The NAACP Legal Defense and Educational Fund, Inc., and the NAACP (two separate entities) have jointly filed a friend-of-the-court brief in Bostic v. Schaefer, a case before the U.S. Court of Appeals for the 4th Circuit that seeks to overturn Virginia’s marriage ban.
The groups call for marriage equality for lesbians and gay men by invoking the principles set forth in the Supreme Court’s iconic 1967 decision in Loving v. Virginia, which struck down laws that prohibited marriage for interracial couples.
“More than fifty years ago, the Supreme Court unequivocally established the right of every individual to marry the person she or he chooses,” said Ria Tabacco Mar, Assistant Counsel in the NAACP Legal Defense Fund’s Economic Justice Group. “It’s long past time to strike down laws that deprive lesbians and gay men of their constitutional rights,” Ms. Tabacco Mar added.
In the brief, the NAACP Legal Defense Fund and the NAACP make clear that Loving was not restricted to race: the freedom to marry has long been recognized as a fundamental right “essential to the orderly pursuit of happiness.”
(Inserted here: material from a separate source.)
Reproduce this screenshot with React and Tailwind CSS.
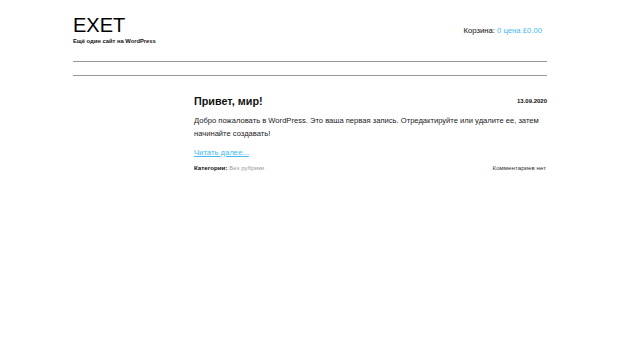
export default function App() {
  return (
    <div className="w-[620px] h-[343px] bg-white text-[#111] overflow-hidden" style={{ fontFamily: '"Liberation Sans", Arial, sans-serif' }}>
      <div className="mx-[73px] pt-[13px]">
        <header className="flex justify-between items-start">
          <div>
            <div className="text-[20px] leading-[24px] text-black">EXET</div>
            <div className="text-[5.8px] font-bold leading-[8px]">Ещё один сайт на WordPress</div>
          </div>
          <div className="text-[7.7px] leading-[10px] mt-[13px] mr-[5px]">
            Корзина: <span className="text-[#44b8f1]">0 цена £0.00</span>
          </div>
        </header>
        <div className="mt-[16px] border-t border-[#999]"></div>
        <div className="mt-[13px] border-t border-[#999]"></div>
        <main className="ml-[121px] mt-[18px]">
          <div className="flex justify-between items-center">
            <h1 className="text-[10.8px] font-bold leading-[14px]">Привет, мир!</h1>
            <span className="text-[6px] font-bold leading-[8px]">13.09.2020</span>
          </div>
          <p className="text-[7.6px] leading-[13px] mt-[6px] text-[#222]">
            Добро пожаловать в WordPress. Это ваша первая запись. Отредактируйте или удалите ее, затем начинайте создавать!
          </p>
          <a className="block text-[7.7px] text-[#44b8f1] underline mt-[8px] leading-[10px]">Читать далее...</a>
          <div className="flex justify-between mt-[6px] text-[6.2px] leading-[8px]">
            <span><span className="font-bold">Категории:</span> <span className="text-[#999]">Без рубрики</span></span>
            <span className="mr-[1px] text-[#333]">Комментариев нет</span>
          </div>
        </main>
      </div>
    </div>
  );
}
“Marriage is a civil right under state law,” stated Kim M. Keenan, NAACP General Counsel. “In furtherance of our legacy of advocacy in Loving v. Virginia, we are proud to stand with the NAACP LDF to ensure that every person is treated the same and benefits the same under law.”
The NAACP Legal Defense Fund and the NAACP argue that marriage discrimination violates the Equal Protection Clause of the Fourteenth Amendment. Furthermore, the same baseless and offensive accusations proffered by the proponents of Virginia’s marriage ban — that prohibitions on marriage equality are necessary to protect children — were also invoked by Virginia in 1967 in defense of its anti-miscegenation law.
Since 1996, the NAACP Legal Defense Fund has participated as amicus curiae in cases across the nation that affect the rights of lesbians and gay men. In 1967, NAACP Legal Defense Fund participated in Loving v. Virginia as amicus curiae.